Following concerns that Apple's iPod posed a health threat to pacemaker users, the Food and Drug Administration conducted its own study into the safety of the portable media player. The verdict: The iPod poses no threat to pacemaker patients, according to ScienceDaily.

The study led by FDA researcher Howard Bassen measured the magnetic fields generated by a fourth generation iPod, a video-capable iPod, an iPod nano, and an iPod shuffle along with the voltages each device delivered to cardiac pacemakers. The results indicated that there are no effects on pacemaker patients from the iPods.

In May 2007, a different report spawned from a high school student's research stated that portable media players, including Apple's iPod, caused pacemaker malfunctions in 50 percent of patients. Doctors involved in the earlier research found that an iPod held two inches from a patient's chest resulted in pacemaker telemetry interference about 29 percent of the time.

Mr.

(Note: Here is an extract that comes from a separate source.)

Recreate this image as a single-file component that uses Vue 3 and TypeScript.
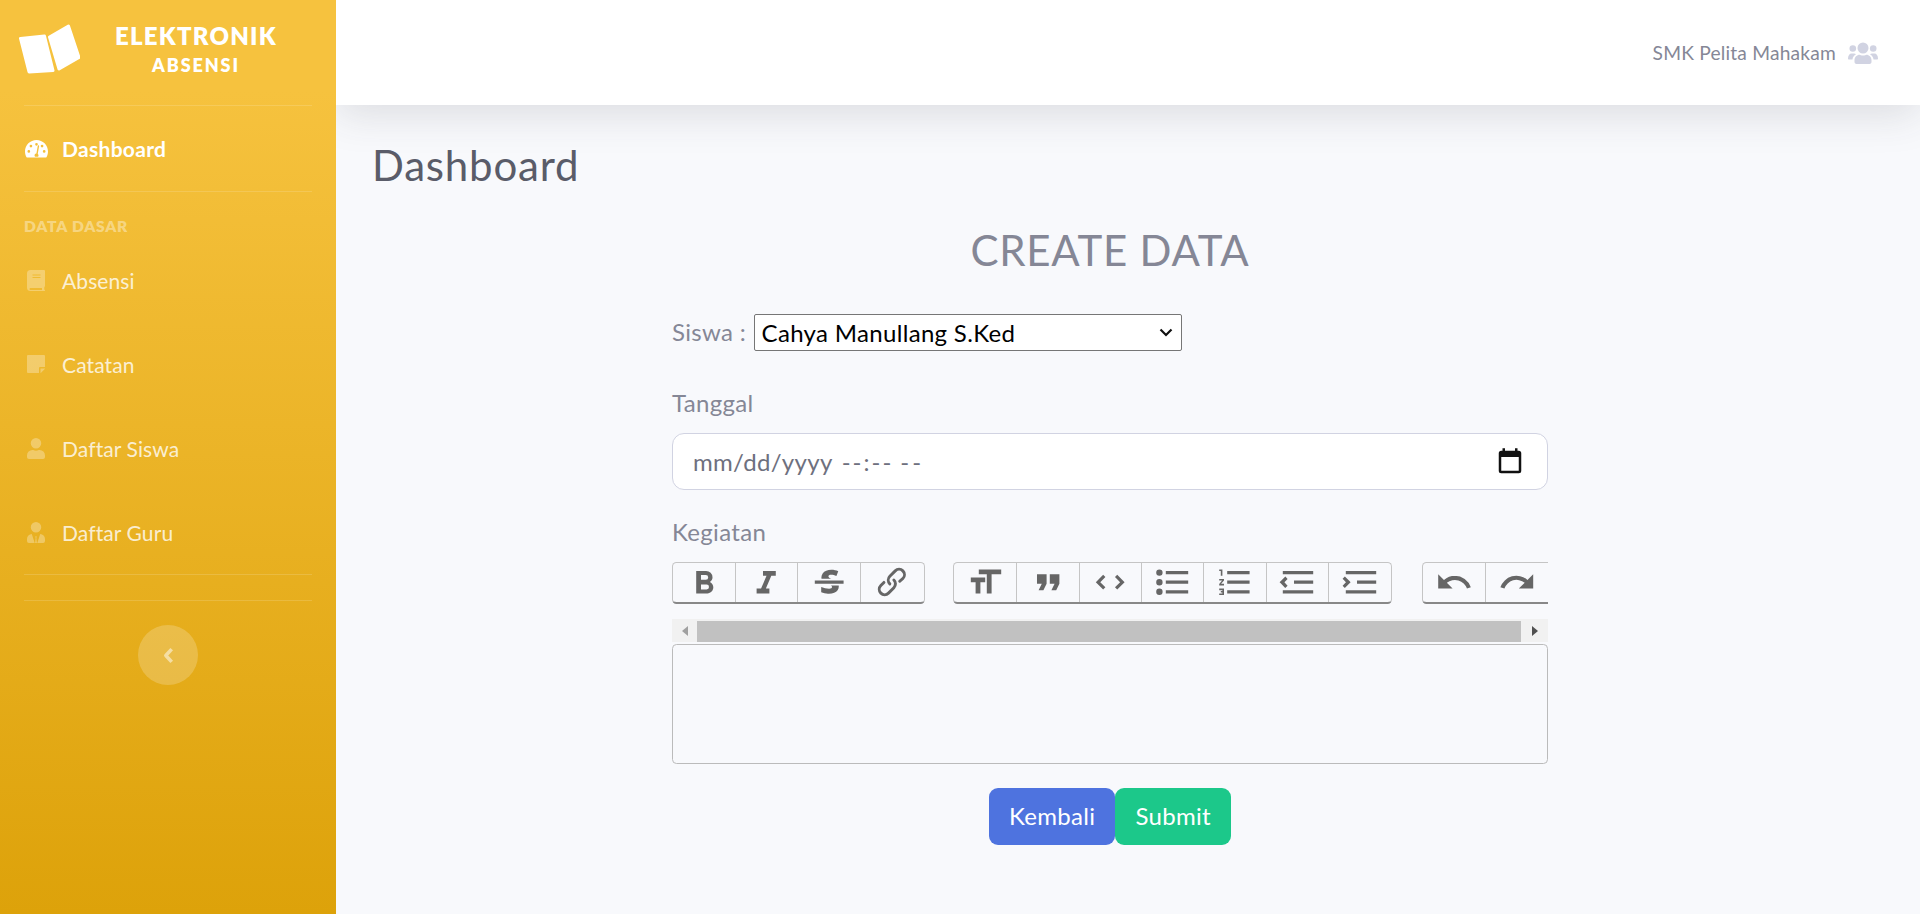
<script setup lang="ts">
interface MenuItem {
  label: string;
  icon: string;
  view: string;
}

const menu: MenuItem[] = [
  { label: 'Absensi', icon: 'book', view: '0 0 18 21' },
  { label: 'Catatan', icon: 'note', view: '0 0 18 18' },
  { label: 'Daftar Siswa', icon: 'user', view: '0 0 18 21' },
  { label: 'Daftar Guru', icon: 'tie', view: '0 0 18 21' }
];
</script>

<template>
  <div class="page">
    <aside class="sidebar">
      <div class="brand">
        <svg class="brand-icon" viewBox="0 0 61 50">
          <path d="M1.500 14.500 L25.500 12 L34 46.500 L10 48 Z" fill="#fff" stroke="#fff" stroke-width="3" stroke-linejoin="round" />
          <path d="M30.500 13 L49.500 2 L60 33.500 L40 45 Z" fill="#fff" stroke="#fff" stroke-width="3" stroke-linejoin="round" />
        </svg>
        <div class="brand-text">
          <div class="brand-title">ELEKTRONIK</div>
          <div class="brand-sub">ABSENSI</div>
        </div>
      </div>
      <hr class="divider" />
      <a class="nav-item active">
        <svg class="nav-icon wide" viewBox="0 0 24 24">
          <path fill="#fff" fill-rule="evenodd" d="M12 3C5.400 3 0 8.300 0 15c0 2.200.6 4.300 1.600 6 .2.300.6.500 1 .5h18.800c.4 0 .8-.2 1-.5 1-1.700 1.600-3.800 1.600-6 0-6.700-5.400-12-12-12zm0 3.200a1.400 1.400 0 1 1 0 2.800 1.400 1.400 0 0 1 0-2.800zM4 16.400a1.400 1.400 0 1 1 0-2.800 1.400 1.400 0 0 1 0 2.800zm2.200-5.500a1.400 1.400 0 1 1 0-2.800 1.400 1.400 0 0 1 0 2.800zM20 16.400a1.400 1.400 0 1 1 0-2.800 1.400 1.400 0 0 1 0 2.800zm-2.200-5.500a1.400 1.400 0 1 1 0-2.800 1.400 1.400 0 0 1 0 2.800zM14.700 9.600l-1.400 7.800c.5.500.8 1.100.8 1.800 0 .5-.2 1-.5 1.300h-3.200a2.100 2.100 0 0 1 1.500-3.400l1.400-7.800c.1-.4.400-.7.800-.6.400 0 .7.400.6.900z" />
        </svg>
        <span>Dashboard</span>
      </a>
      <hr class="divider" />
      <div class="nav-heading">DATA DASAR</div>
      <a v-for="item in menu" :key="item.label" class="nav-item">
        <svg class="nav-icon" :class="{ short: item.icon === 'note' }" :viewBox="item.view">
          <path v-if="item.icon === 'book'" fill="#fff" fill-opacity=".3" fill-rule="evenodd" d="M3.500 0H17a1 1 0 0 1 1 1v15c0 .4-.3.800-.6 1-.2.800-.2 2 0 2.700.3.200.6.500.6.800v.500H3.500A3.500 3.500 0 0 1 0 17.500v-14A3.500 3.500 0 0 1 3.500 0zM5.500 4.500v1h8v-1zM5.500 7v1h8V7zM3.500 18a1 1 0 0 0 0 2h11.500v-2z" />
          <path v-else-if="item.icon === 'note'" fill="#fff" fill-opacity=".3" d="M1 0h16a1 1 0 0 1 1 1v11h-5a1 1 0 0 0-1 1v5H1a1 1 0 0 1-1-1V1a1 1 0 0 1 1-1zM18 13.500v.3l-4.200 4.200h-.3v-4.500z" />
          <path v-else-if="item.icon === 'user'" fill="#fff" fill-opacity=".3" d="M9 10.500A5.200 5.200 0 1 0 9 0a5.200 5.200 0 0 0 0 10.500zM12.600 12h-.9a6.300 6.300 0 0 1-5.400 0h-.9A5.400 5.400 0 0 0 0 17.400v1.600A2 2 0 0 0 2 21h14a2 2 0 0 0 2-2v-1.600A5.400 5.400 0 0 0 12.600 12z" />
          <path v-else fill="#fff" fill-opacity=".3" d="M9 10.500A5.200 5.200 0 1 0 9 0a5.200 5.200 0 0 0 0 10.500zM13.200 12L10.300 21h-.4l-.6-5.200.8-1.300H7.900l.8 1.300-.6 5.200h-.4L4.800 12A5 5 0 0 0 0 17v2a2 2 0 0 0 2 2h14a2 2 0 0 0 2-2v-2a5 5 0 0 0-4.800-5z" />
        </svg>
        <span>{{ item.label }}</span>
      </a>
      <hr class="divider last" />
      <hr class="divider end" />
      <div class="toggle-wrap">
        <button class="toggle" type="button">
          <svg viewBox="0 0 10 16" width="11" height="17">
            <path d="M8 2 L2.500 8 L8 14" fill="none" stroke="#fff" stroke-opacity=".5" stroke-width="3.400" stroke-linejoin="round" />
          </svg>
        </button>
      </div>
    </aside>

    <div class="main">
      <header class="topbar">
        <span class="user-name">SMK Pelita Mahakam</span>
        <svg class="user-icon" viewBox="0 0 30 22">
          <g fill="#d1d3e2">
            <circle cx="15" cy="6" r="5.500" />
            <circle cx="4.800" cy="6.500" r="3.300" />
            <circle cx="25.200" cy="6.500" r="3.300" />
            <path d="M8.500 22c-1 0-2-.8-2-2v-2c0-3 2.500-5.300 5-5.300 1 0 1.500.8 3.500.8s2.500-.8 3.500-.8c2.500 0 5 2.300 5 5.300v2c0 1.200-1 2-2 2z" />
            <path d="M0 16.500c0-3 1.500-5 3.500-5h2.500c.8 0 1.500.3 2 .8-2 1-3.300 3-3.500 5.200H1c-.6 0-1-.4-1-1zM30 16.500c0-3-1.500-5-3.500-5H24c-.8 0-1.500.3-2 .8 2 1 3.300 3 3.500 5.200H29c.6 0 1-.4 1-1z" />
          </g>
        </svg>
      </header>

      <main class="content">
        <h1 class="page-title">Dashboard</h1>

        <form class="form" @submit.prevent>
          <h3 class="form-title">CREATE DATA</h3>

          <div class="siswa-row">
            <label class="siswa-label">Siswa :</label>
            <div class="select-wrap">
              <select class="siswa-select">
                <option>Cahya Manullang S.Ked</option>
              </select>
              <svg class="chevron" viewBox="0 0 14 9">
                <path d="M1.500 1.500L7 7l5.500-5.500" fill="none" stroke="#111" stroke-width="2.200" />
              </svg>
            </div>
          </div>

          <label class="field-label">Tanggal</label>
          <div class="date-input">
            <span class="date-mask">mm/dd/yyyy</span>
            <span class="date-time">--:--</span>
            <span class="date-time ampm">--</span>
            <svg class="calendar" viewBox="0 0 24 24">
              <path fill="#111" d="M19 3h-1V1h-2v2H8V1H6v2H5a2 2 0 0 0-2 2v14a2 2 0 0 0 2 2h14a2 2 0 0 0 2-2V5a2 2 0 0 0-2-2zm0 16H5V8h14z" />
            </svg>
          </div>

          <label class="field-label kegiatan">Kegiatan</label>
          <div class="toolbar-scroll">
            <div class="toolbar">
              <div class="tool-group">
                <span class="tool" style="width: 63px">
                  <svg viewBox="0 0 24 24"><path d="M15.600 11.800c1-.7 1.600-1.800 1.600-2.800a4 4 0 0 0-4-4H7v14h7c2.100 0 3.700-1.700 3.700-3.800 0-1.500-.8-2.800-2.100-3.400zM10 7.500h3a1.500 1.500 0 1 1 0 3h-3v-3zm3.500 9H10v-3h3.500a1.500 1.500 0 1 1 0 3z" /></svg>
                </span>
                <span class="tool" style="width: 62px">
                  <svg viewBox="0 0 24 24"><path d="M10 5v3h2.200l-3.400 8H6v3h8v-3h-2.200l3.400-8H18V5h-8z" /></svg>
                </span>
                <span class="tool" style="width: 63px">
                  <svg viewBox="0 0 24 24"><path d="M12.730 14l.28.14c.26.15.45.3.57.44.12.14.18.3.18.5 0 .3-.15.56-.44.75-.3.2-.76.3-1.390.3A13.520 13.520 0 0 1 7 14.950v3.370a10.640 10.640 0 0 0 4.840.88c1.260 0 2.350-.19 3.280-.56.93-.37 1.640-.9 2.140-1.570s.74-1.450.74-2.320c0-.26-.02-.51-.06-.75h-5.210zM7.250 10c-.08-.3-.13-.6-.13-.95 0-.98.27-1.830.8-2.550.53-.72 1.270-1.270 2.220-1.650.95-.38 2.020-.57 3.220-.57 1.600 0 3.030.37 4.300.9l-1.150 2.900c-1.200-.5-2.200-.78-3.220-.78-.62 0-1.070.1-1.360.3-.28.2-.42.45-.42.75 0 .3.18.57.53.82.2.13.6.36 1.200.64H7.250zM3 13h18v-2H3v2z" /></svg>
                </span>
                <span class="tool last" style="width: 63px">
                  <svg viewBox="0 0 24 24"><path d="M9.880 13.700a4.300 4.300 0 0 1 0-6.070l3.370-3.370a4.260 4.260 0 0 1 6.070 0 4.300 4.300 0 0 1 0 6.060l-1.960 1.720a.91.91 0 1 1-1.300-1.300l1.970-1.710a2.460 2.460 0 0 0-3.480-3.480l-3.380 3.370a2.460 2.460 0 0 0 0 3.480.91.91 0 1 1-1.300 1.300z" /><path d="M4.250 19.460a4.300 4.300 0 0 1 0-6.070l1.930-1.900a.91.91 0 1 1 1.300 1.300l-1.930 1.900a2.460 2.460 0 0 0 3.480 3.480l3.370-3.380c.96-.96.96-2.520 0-3.480a.91.91 0 1 1 1.300-1.300 4.300 4.300 0 0 1 0 6.070l-3.380 3.380a4.260 4.260 0 0 1-6.070 0z" /></svg>
                </span>
              </div>
              <div class="tool-group">
                <span class="tool" style="width: 63px">
                  <svg viewBox="0 0 24 24"><path d="M12 9v3H9v7H6v-7H3V9h9zM8 4h14v3h-6v12h-3V7H8V4z" /></svg>
                </span>
                <span class="tool" style="width: 63px">
                  <svg viewBox="0 0 24 24"><path d="M6 17h3l2-4V7H5v6h3zm8 0h3l2-4V7h-6v6h3z" /></svg>
                </span>
                <span class="tool" style="width: 62px">
                  <svg viewBox="0 0 24 24"><path d="M18.200 12L15 15.200l1.400 1.400L21 12l-4.600-4.600L15 8.800 18.200 12zM5.800 12L9 8.800 7.600 7.400 3 12l4.600 4.600L9 15.200 5.800 12z" /></svg>
                </span>
                <span class="tool" style="width: 62px">
                  <svg viewBox="0 0 24 24"><path d="M4 4a2 2 0 1 0 0 4 2 2 0 0 0 0-4zm0 6a2 2 0 1 0 0 4 2 2 0 0 0 0-4zm0 6a2 2 0 1 0 0 4 2 2 0 0 0 0-4zm4 3h14v-2H8v2zm0-6h14v-2H8v2zm0-8v2h14V5H8z" /></svg>
                </span>
                <span class="tool" style="width: 63px">
                  <svg viewBox="0 0 24 24"><path d="M2 17h2v.5H3v1h1v.5H2v1h3v-4H2v1zm1-9h1V4H2v1h1v3zm-1 3h1.800L2 13.100v.9h3v-1H3.200L5 10.900V10H2v1zm5-6v2h14V5H7zm0 14h14v-2H7v2zm0-6h14v-2H7v2z" /></svg>
                </span>
                <span class="tool" style="width: 62px">
                  <svg viewBox="0 0 24 24"><path d="M3 19h19v-2H3v2zm7-6h12v-2H10v2zm-8.300-.3l2.800 2.900L6 14.200 4 12l2-2-1.400-1.500L1 12l.7.700zM3 5v2h19V5H3z" /></svg>
                </span>
                <span class="tool last" style="width: 62px">
                  <svg viewBox="0 0 24 24"><path d="M3 19h19v-2H3v2zm7-6h12v-2H10v2zm-6.900-1L1 14.200l1.400 1.400L6 12l-.7-.7-2.900-2.900L1 9.800 3.100 12zM3 5v2h19V5H3z" /></svg>
                </span>
              </div>
              <div class="tool-group clipped">
                <span class="tool" style="width: 63px">
                  <svg viewBox="0 0 24 24"><path d="M12.500 8c-2.600 0-5 1-6.900 2.600L2 7v9h9l-3.600-3.600A8 8 0 0 1 20 16l2.400-.8a10.500 10.500 0 0 0-10-7.200z" /></svg>
                </span>
                <span class="tool open" style="width: 63px">
                  <svg viewBox="0 0 24 24"><path d="M18.400 10.600a10.500 10.500 0 0 0-16.900 4.600L4 16a8 8 0 0 1 12.700-3.600L13 16h9V7l-3.600 3.600z" /></svg>
                </span>
              </div>
            </div>
          </div>
          <div class="fake-scrollbar">
            <span class="arrow left"></span>
            <div class="thumb"></div>
            <span class="arrow right"></span>
          </div>
          <div class="editor"></div>

          <div class="actions">
            <button class="btn btn-blue" type="button">Kembali</button>
            <button class="btn btn-green" type="submit">Submit</button>
          </div>
        </form>
      </main>
    </div>
  </div>
</template>

<style>
html,
body {
  margin: 0;
  padding: 0;
  background: #f8f9fc;
}
</style>

<style scoped>
.page {
  display: flex;
  height: 914px;
  overflow: hidden;
  font-family: 'Lato', 'Noto Sans', sans-serif;
  letter-spacing: 0.02em;
  color: #858796;
}

.sidebar {
  width: 336px;
  flex-shrink: 0;
  padding: 0 24px;
  box-sizing: border-box;
  background: linear-gradient(180deg, #f6c23e 10%, #dda20a 100%);
  color: #fff;
  position: relative;
  z-index: 1;
}

.brand {
  height: 105px;
  box-sizing: border-box;
  padding-bottom: 7px;
  margin: 0 -5px;
  display: flex;
  align-items: center;
  gap: 32px;
}

.brand-icon {
  width: 61px;
  height: 50px;
  flex-shrink: 0;
}

.brand-text {
  width: 168px;
  text-align: center;
  font-weight: 800;
  letter-spacing: 1.200px;
}

.brand-title {
  font-size: 24px;
  line-height: 30px;
}

.brand-sub {
  margin-top: 2px;
  font-size: 18px;
  line-height: 24px;
  letter-spacing: 1.900px;
}

.divider {
  margin: 0;
  border: 0;
  border-top: 1.500px solid rgba(255, 255, 255, 0.15);
}

.nav-item {
  height: 84px;
  display: flex;
  align-items: center;
  color: rgba(255, 255, 255, 0.8);
  font-size: 21px;
  letter-spacing: 0.1px;
}

.nav-item.active {
  height: 85px;
  color: #fff;
  font-weight: 700;
  letter-spacing: 0.3px;
}

.nav-icon {
  width: 18px;
  height: 21px;
  margin: 0 17px 0 3px;
  flex-shrink: 0;
}

.nav-icon.short {
  height: 18px;
}

.nav-icon.wide {
  width: 23px;
  height: 23px;
  margin: 0 14px 0 1px;
}

.nav-heading {
  height: 50px;
  padding-top: 27px;
  box-sizing: border-box;
  margin-bottom: -4px;
  font-size: 15.600px;
  line-height: 15px;
  font-weight: 800;
  letter-spacing: 0.05em;
  color: rgba(255, 255, 255, 0.4);
}

.divider.end {
  margin-top: 25px;
}

.toggle-wrap {
  display: flex;
  justify-content: center;
  margin-top: 24px;
}

.toggle {
  width: 60px;
  height: 60px;
  border: 0;
  padding: 0;
  border-radius: 50%;
  background: rgba(255, 255, 255, 0.2);
  display: flex;
  align-items: center;
  justify-content: center;
}

.main {
  flex: 1;
  min-width: 0;
  display: flex;
  flex-direction: column;
}

.topbar {
  height: 105px;
  flex-shrink: 0;
  box-sizing: border-box;
  padding-right: 42px;
  display: flex;
  align-items: center;
  justify-content: flex-end;
  gap: 12px;
  background: #fff;
  box-shadow: 0 9px 42px rgba(58, 59, 69, 0.15);
}

.user-name {
  font-size: 19.200px;
  letter-spacing: 0.2px;
}

.user-icon {
  width: 30px;
  height: 22px;
}

.content {
  flex: 1;
  padding: 0 36px;
}

.page-title {
  margin: 35px 0 0;
  font-size: 42px;
  line-height: 50px;
  font-weight: 400;
  letter-spacing: 0.8px;
  color: #5a5c69;
}

.form {
  width: 876px;
  margin: 35px 0 0 300px;
  font-size: 24px;
}

.form-title {
  margin: 0 0 39px;
  text-align: center;
  font-size: 42px;
  line-height: 50px;
  font-weight: 400;
  letter-spacing: 0.75px;
}

.siswa-row {
  display: flex;
  align-items: center;
  gap: 7.500px;
  height: 37px;
}

.siswa-label {
  padding-bottom: 3px;
}

.select-wrap {
  position: relative;
}

.siswa-select {
  display: block;
  width: 428px;
  height: 37px;
  padding: 0 7px;
  box-sizing: border-box;
  appearance: none;
  font: inherit;
  letter-spacing: inherit;
  color: #000;
  background: #fff;
  border: 1px solid #767676;
  border-radius: 2px;
}

.chevron {
  position: absolute;
  right: 9px;
  top: 14px;
  width: 14px;
  height: 9px;
  pointer-events: none;
}

.field-label {
  display: block;
  margin-top: 34px;
  line-height: 36px;
}

.field-label.kegiatan {
  margin-top: 24px;
}

.date-input {
  margin-top: 12px;
  height: 57px;
  box-sizing: border-box;
  padding: 0 20px;
  display: flex;
  align-items: center;
  background: #fff;
  border: 1.500px solid #d1d3e2;
  border-radius: 12px;
}

.date-mask {
  color: #6e707e;
}

.date-time {
  margin-left: 9px;
  color: #6e707e;
  letter-spacing: 2px;
}

.date-time.ampm {
  margin-left: 7px;
  letter-spacing: 3px;
}

.calendar {
  width: 30px;
  height: 30px;
  margin-left: auto;
  margin-right: 2.500px;
}

.toolbar-scroll {
  margin-top: 12px;
  height: 42px;
  overflow: hidden;
}

.toolbar {
  display: flex;
  gap: 28px;
  width: max-content;
}

.tool-group {
  display: flex;
  height: 42px;
  box-sizing: border-box;
  border: 1.500px solid #c5c5c5;
  border-bottom: 2px solid #888;
  border-radius: 4.500px;
}

.tool-group.clipped {
  margin-left: 2px;
  border-radius: 4.500px 0 0 4.500px;
}

.tool {
  display: flex;
  align-items: center;
  justify-content: center;
  box-sizing: border-box;
  border-right: 1.500px solid #c5c5c5;
}

.tool.last,
.tool.open {
  border-right: 0;
}

.tool svg {
  width: 38.400px;
  height: 38.400px;
  flex-shrink: 0;
  fill: #666;
}

.fake-scrollbar {
  margin-top: 15px;
  height: 23px;
  box-sizing: border-box;
  padding-top: 1.500px;
  display: flex;
  background: #f1f1f1;
}

.thumb {
  flex: 1;
  background: #c1c1c1;
}

.arrow {
  width: 25px;
  display: flex;
  align-items: center;
  justify-content: center;
}

.arrow.right {
  width: 27px;
}

.arrow::before {
  content: '';
  border-top: 5.500px solid transparent;
  border-bottom: 5.500px solid transparent;
}

.arrow.left::before {
  border-right: 6px solid #a0a0a0;
}

.arrow.right::before {
  border-left: 6px solid #505050;
}

.editor {
  margin-top: 2px;
  height: 120px;
  box-sizing: border-box;
  border: 1.500px solid #bbb;
  border-radius: 4.500px;
}

.actions {
  margin-top: 24px;
  display: flex;
  justify-content: center;
}

.btn {
  height: 57px;
  padding: 0 20px 2px;
  border: 0;
  border-radius: 9px;
  font: inherit;
  letter-spacing: inherit;
  color: #fff;
}

.btn-blue {
  background: #4e73df;
}

.btn-green {
  background: #1cc88a;
}
</style>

Bassen's study, however, appears to be more detailed and showed that at distances between five and ten millimeters from a pacemaker, an iPod output a peak magnetic field strength of 0.2 millionths of a Tesla -- far below the levels necessary to interfere with a pacemaker.

Mr. Bassen commented "Based on the observations of our in-vitro study we conclude that no interference effects can occur in pacemakers exposed to the iPods we tested."